Grand Duchess Olga Constantinovna
of Russia (1851-1926)
Born 22 August 1851 Pavlovsk
Died 18 June 1926 Pau, France
Married 15 October 1867 St.Petersburg
Georgios I, King of Greece 1863-1913, Prince of Denmark
Born 24 December 1845 Copenhagen
Died 18 March 1913 Salonika (assassinated)
The young and first King of Greece of the new Danish dynasty set
out to Russia
to find himself a bride, one acceptable to Russia. He
chose the sixteen-year-old
Grand Duchess Olga Constantinovna and they
were married
in the Winter Palace in St.Petersburg, 15 October 1867.
Soon afterwards
they left for Greece accompanied by a trunk full of
dolls. This
child-bride became one of Greece's best loved Queens, even
though for her
life-time she still longed for Russia and her family.
The ballroom
of the Palace in Athens was used by their growing number
of children
to practise roller-skating and bicycling. After a long and
happy family
life, she found herself a widow in 1913 after the
assassination
of her husband.
Shortly before the Russian Revolution in 1917, Olga was asked to
open a military
hospital, once a palace near Tsarskoe Selo. She
thought herself
safe in her own country but, when the danger to
royalty became
obvious, it was only through the intervention of the
Danish embassy
in St.Petersburg that she was able to return to her
family, then
living in exile in Switzerland. She had by now suffered a
great deal from
anxiety over events in Greece and, half starved as
well, it took
a long time before she regained her health.

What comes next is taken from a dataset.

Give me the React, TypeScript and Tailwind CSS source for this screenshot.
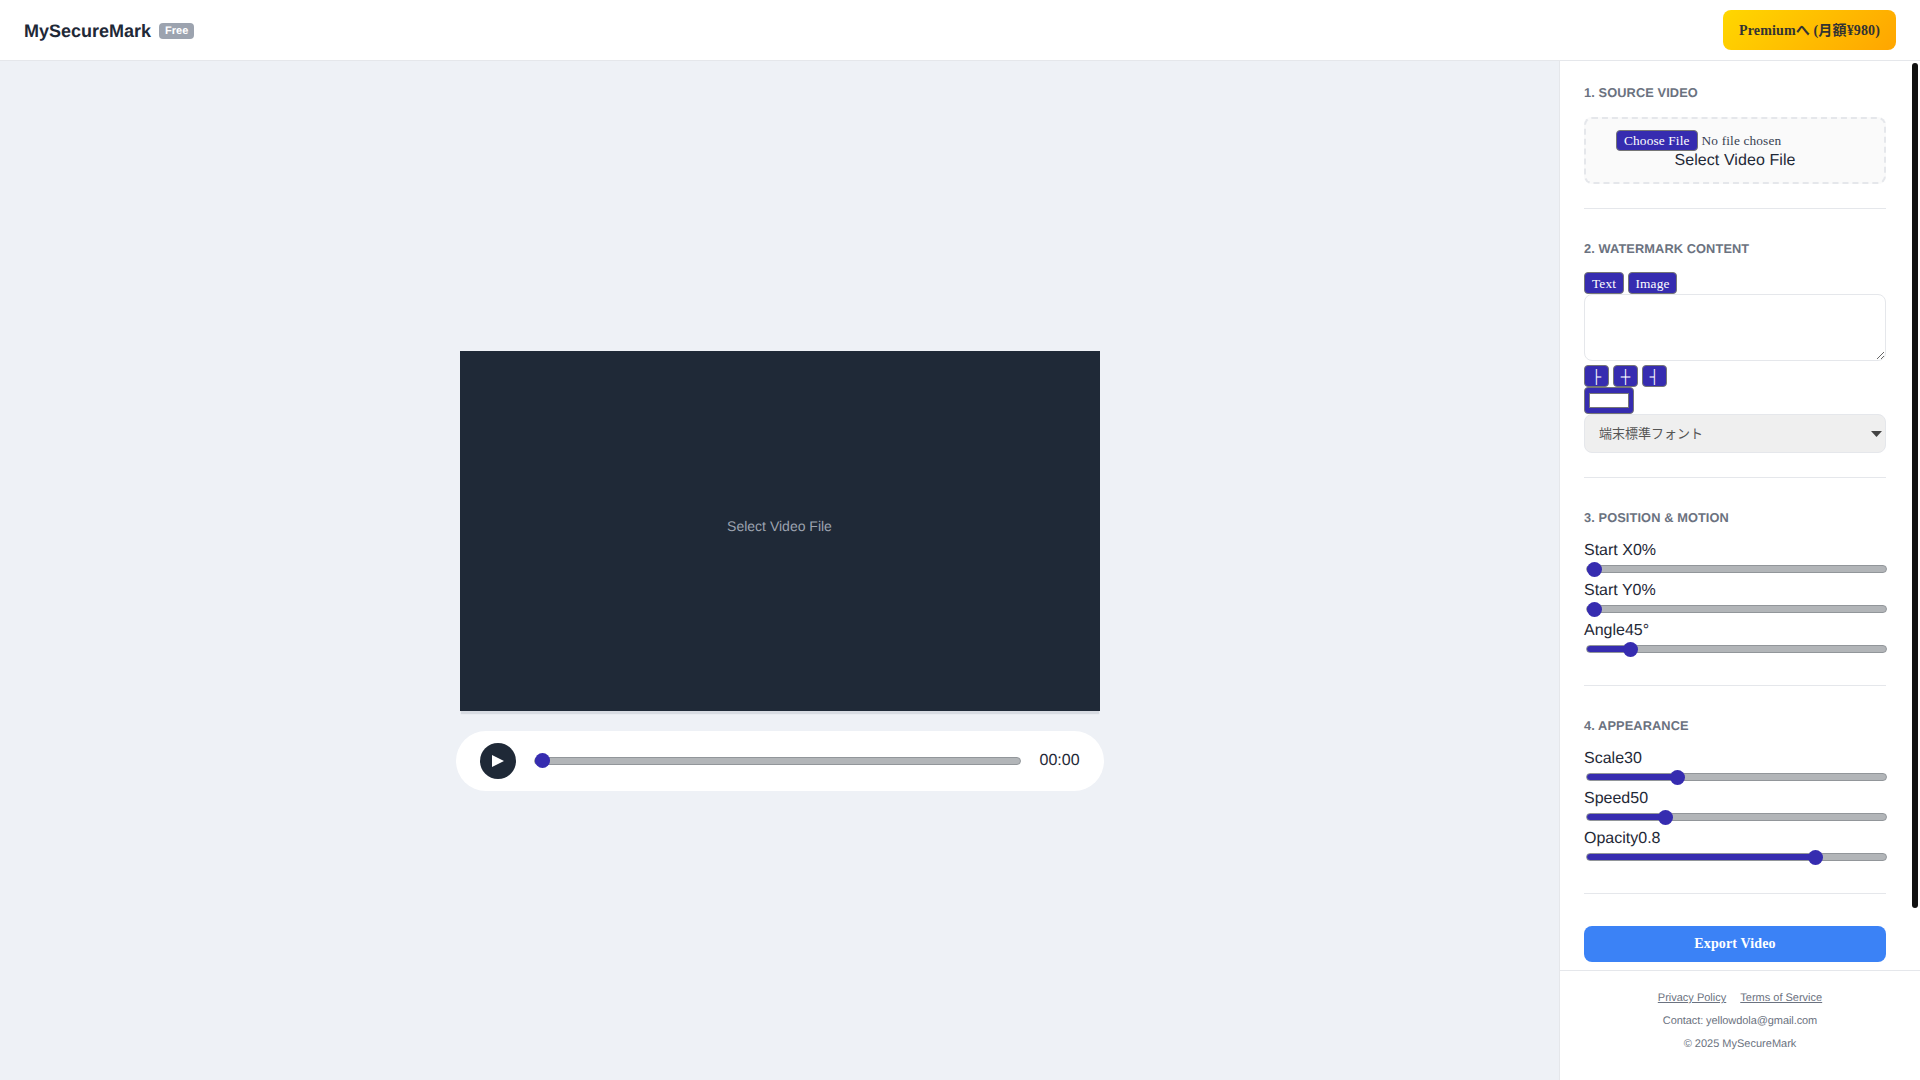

In 1913 their son, Constantine I, became the next king; however,
political disagreement
with the Prime Minister, Eleutherios Venizelos,
forced him to
abdicate in favour of his own second son, the
23-year-old
Alexander. But death soon came to Alexander when he tried
to protect the
pet monkey of one of the gardeners at Tatoi which had
attacked his
Alsatian dog. The monkey's bite caused blood-poisoning
from which he
died in great agony, 25 October 1920. Alexander's
mother, Queen
Sophie, begged to be allowed to come to Greece to be
with her son
when it became obvious that he was dying, but Venizelos,
fearing the
popularity of the exiled monarchs, would allow only the
grandmother,
Olga, to come. However, she arrived twelve hours after
Alexander had
died.
Alexander's grandmother, the Dowager-Queen Olga, became Regent of
Greece from
October till December 1920, from when the previous
elections had
forced Venizelos to leave the country and until Olga's
son, Constantine,
returned once more as king of Greece.
In exile once more in Rome in a wing of the villa of her son
Christoph, Olga
died, 18 June 1926. After a funeral service, her
coffin was placed
in the crypt of the Russian Church in Florence next
to that of her
eldest son, King Constantine I, who had died in exile
in 1923. When
the monarchy was once more restored in Greece, Olga,
Constantine
and his wife Sophie, were granted a State funeral in
Athens, after
which they were interred privately at Tatoi.